Start Records for processing

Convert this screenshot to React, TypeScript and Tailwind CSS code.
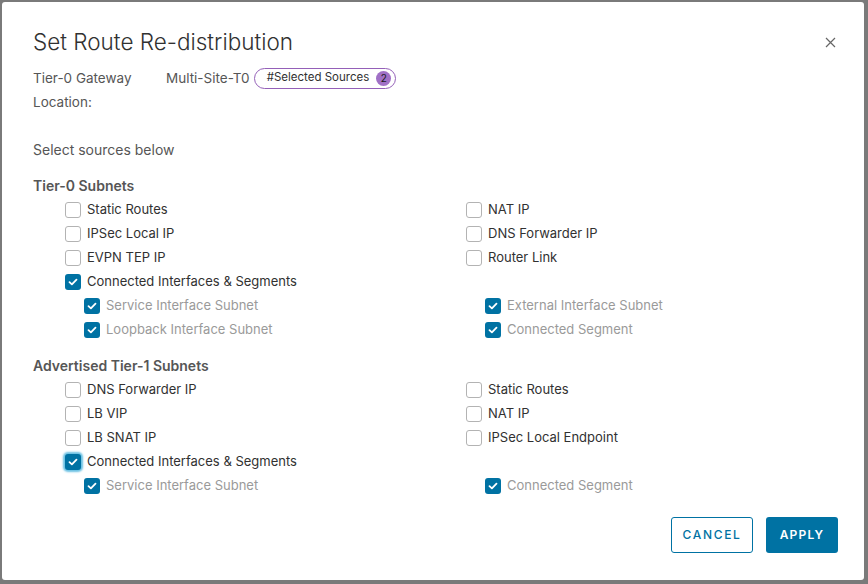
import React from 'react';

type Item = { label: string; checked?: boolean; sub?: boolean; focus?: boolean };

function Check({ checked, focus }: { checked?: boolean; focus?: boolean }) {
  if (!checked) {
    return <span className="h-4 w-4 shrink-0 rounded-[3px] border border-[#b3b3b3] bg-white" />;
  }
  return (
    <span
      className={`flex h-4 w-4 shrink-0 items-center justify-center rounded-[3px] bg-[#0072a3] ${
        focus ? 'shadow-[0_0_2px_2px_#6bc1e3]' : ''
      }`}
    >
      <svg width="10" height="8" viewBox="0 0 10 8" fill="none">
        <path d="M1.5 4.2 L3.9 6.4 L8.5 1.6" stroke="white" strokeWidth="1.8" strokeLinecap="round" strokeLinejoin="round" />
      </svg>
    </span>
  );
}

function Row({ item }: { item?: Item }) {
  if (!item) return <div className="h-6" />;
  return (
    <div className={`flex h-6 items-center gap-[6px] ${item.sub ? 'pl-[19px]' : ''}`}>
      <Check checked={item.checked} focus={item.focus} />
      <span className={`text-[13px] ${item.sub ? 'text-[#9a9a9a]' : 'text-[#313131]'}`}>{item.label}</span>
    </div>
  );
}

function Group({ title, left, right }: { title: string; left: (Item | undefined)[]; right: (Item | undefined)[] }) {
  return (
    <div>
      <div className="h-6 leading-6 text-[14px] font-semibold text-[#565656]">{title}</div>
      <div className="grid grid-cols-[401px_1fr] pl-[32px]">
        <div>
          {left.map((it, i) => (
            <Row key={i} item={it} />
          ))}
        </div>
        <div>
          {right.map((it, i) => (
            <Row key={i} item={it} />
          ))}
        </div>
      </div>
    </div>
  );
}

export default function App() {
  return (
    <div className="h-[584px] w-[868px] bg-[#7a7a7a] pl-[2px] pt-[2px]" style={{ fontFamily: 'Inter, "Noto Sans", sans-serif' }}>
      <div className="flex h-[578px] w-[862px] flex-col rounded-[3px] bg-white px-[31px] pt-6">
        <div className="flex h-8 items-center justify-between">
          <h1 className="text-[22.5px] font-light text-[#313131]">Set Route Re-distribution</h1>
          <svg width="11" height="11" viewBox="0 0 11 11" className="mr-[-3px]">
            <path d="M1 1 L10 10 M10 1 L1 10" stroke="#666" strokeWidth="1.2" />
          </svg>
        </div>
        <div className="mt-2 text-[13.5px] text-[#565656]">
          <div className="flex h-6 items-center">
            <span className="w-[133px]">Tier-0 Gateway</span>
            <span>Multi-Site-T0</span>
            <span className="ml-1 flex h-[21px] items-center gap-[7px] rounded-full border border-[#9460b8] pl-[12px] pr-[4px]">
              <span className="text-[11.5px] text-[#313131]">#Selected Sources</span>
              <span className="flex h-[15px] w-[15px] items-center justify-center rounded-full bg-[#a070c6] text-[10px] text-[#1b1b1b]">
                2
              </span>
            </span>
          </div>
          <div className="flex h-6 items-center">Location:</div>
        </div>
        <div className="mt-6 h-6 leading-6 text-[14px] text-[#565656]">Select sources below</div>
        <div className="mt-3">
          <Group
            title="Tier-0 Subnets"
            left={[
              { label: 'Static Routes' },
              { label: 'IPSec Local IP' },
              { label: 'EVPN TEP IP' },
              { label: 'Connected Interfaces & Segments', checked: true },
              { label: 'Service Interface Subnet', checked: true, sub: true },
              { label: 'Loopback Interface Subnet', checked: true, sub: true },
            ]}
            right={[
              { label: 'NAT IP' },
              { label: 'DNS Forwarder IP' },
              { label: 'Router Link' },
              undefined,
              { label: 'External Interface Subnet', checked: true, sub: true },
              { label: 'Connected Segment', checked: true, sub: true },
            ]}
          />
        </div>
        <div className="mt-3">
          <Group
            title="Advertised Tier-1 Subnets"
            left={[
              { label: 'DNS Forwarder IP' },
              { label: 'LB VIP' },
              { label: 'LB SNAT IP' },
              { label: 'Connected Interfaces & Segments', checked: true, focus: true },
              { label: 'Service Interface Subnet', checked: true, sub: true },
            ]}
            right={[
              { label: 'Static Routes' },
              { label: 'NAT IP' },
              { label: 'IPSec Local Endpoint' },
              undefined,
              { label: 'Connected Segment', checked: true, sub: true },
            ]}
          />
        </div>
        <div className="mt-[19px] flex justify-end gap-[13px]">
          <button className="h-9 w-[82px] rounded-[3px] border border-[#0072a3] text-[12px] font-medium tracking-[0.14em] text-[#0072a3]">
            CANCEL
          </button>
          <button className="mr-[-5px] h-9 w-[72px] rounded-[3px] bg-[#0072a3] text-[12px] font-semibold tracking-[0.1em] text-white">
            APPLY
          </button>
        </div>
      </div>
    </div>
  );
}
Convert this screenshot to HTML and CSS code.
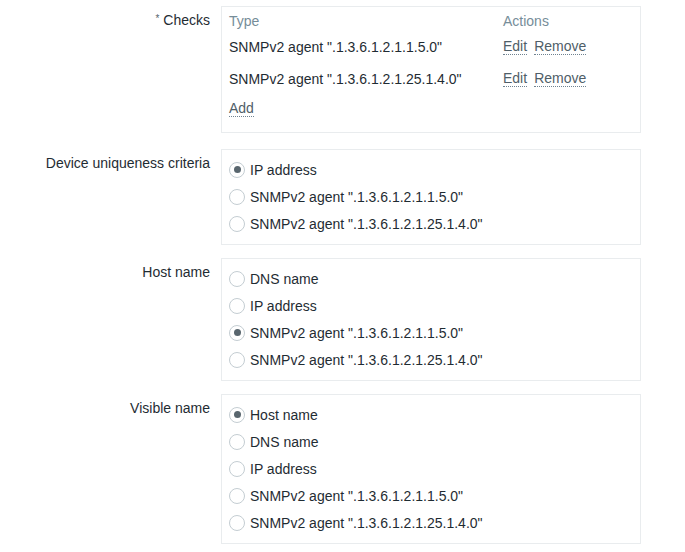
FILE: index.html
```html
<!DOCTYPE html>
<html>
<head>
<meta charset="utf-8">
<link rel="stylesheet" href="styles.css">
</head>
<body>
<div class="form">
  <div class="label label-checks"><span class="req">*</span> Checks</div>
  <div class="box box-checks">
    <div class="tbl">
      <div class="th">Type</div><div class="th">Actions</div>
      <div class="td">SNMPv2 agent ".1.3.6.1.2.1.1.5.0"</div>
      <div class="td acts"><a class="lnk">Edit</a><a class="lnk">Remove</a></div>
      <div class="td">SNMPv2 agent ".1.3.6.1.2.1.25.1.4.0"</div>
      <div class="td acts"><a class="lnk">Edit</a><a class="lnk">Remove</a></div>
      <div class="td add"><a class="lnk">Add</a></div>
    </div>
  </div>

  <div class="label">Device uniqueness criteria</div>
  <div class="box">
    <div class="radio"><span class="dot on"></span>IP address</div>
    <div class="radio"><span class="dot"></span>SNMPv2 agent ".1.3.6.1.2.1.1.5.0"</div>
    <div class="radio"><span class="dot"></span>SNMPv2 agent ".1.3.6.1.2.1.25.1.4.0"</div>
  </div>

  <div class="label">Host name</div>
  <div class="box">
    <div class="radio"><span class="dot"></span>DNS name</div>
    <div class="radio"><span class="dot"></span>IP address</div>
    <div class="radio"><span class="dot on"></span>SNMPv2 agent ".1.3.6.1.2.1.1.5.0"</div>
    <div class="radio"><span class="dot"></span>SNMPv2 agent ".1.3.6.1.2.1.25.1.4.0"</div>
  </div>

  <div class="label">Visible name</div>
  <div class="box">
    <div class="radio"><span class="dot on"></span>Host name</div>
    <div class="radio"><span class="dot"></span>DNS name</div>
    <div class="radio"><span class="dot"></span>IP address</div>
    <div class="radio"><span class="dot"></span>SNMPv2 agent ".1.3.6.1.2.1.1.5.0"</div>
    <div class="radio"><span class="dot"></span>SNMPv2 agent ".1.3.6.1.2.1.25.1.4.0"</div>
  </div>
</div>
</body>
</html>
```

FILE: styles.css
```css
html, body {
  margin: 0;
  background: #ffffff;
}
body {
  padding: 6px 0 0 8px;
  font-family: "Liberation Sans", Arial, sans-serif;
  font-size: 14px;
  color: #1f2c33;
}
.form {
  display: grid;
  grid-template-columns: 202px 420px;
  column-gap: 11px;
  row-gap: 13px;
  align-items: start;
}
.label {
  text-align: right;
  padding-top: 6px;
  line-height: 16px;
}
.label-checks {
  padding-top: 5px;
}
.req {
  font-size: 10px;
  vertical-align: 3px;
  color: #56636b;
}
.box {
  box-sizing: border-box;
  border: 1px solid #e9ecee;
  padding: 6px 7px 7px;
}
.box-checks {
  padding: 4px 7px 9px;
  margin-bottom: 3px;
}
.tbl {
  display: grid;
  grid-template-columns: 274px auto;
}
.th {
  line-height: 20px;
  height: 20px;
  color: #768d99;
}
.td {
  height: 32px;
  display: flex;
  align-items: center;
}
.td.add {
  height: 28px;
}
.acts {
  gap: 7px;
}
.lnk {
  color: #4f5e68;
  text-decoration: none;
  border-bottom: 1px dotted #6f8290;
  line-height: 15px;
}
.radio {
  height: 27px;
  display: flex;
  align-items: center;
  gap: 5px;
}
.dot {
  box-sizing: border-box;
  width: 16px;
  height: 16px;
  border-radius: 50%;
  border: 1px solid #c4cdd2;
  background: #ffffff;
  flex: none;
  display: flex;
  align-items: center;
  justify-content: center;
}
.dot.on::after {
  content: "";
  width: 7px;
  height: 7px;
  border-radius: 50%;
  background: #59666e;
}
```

End Records for processing

Collect the lines that hold "React".

Expected answer:
Convert this screenshot to React, TypeScript and Tailwind CSS code.
import React from 'react';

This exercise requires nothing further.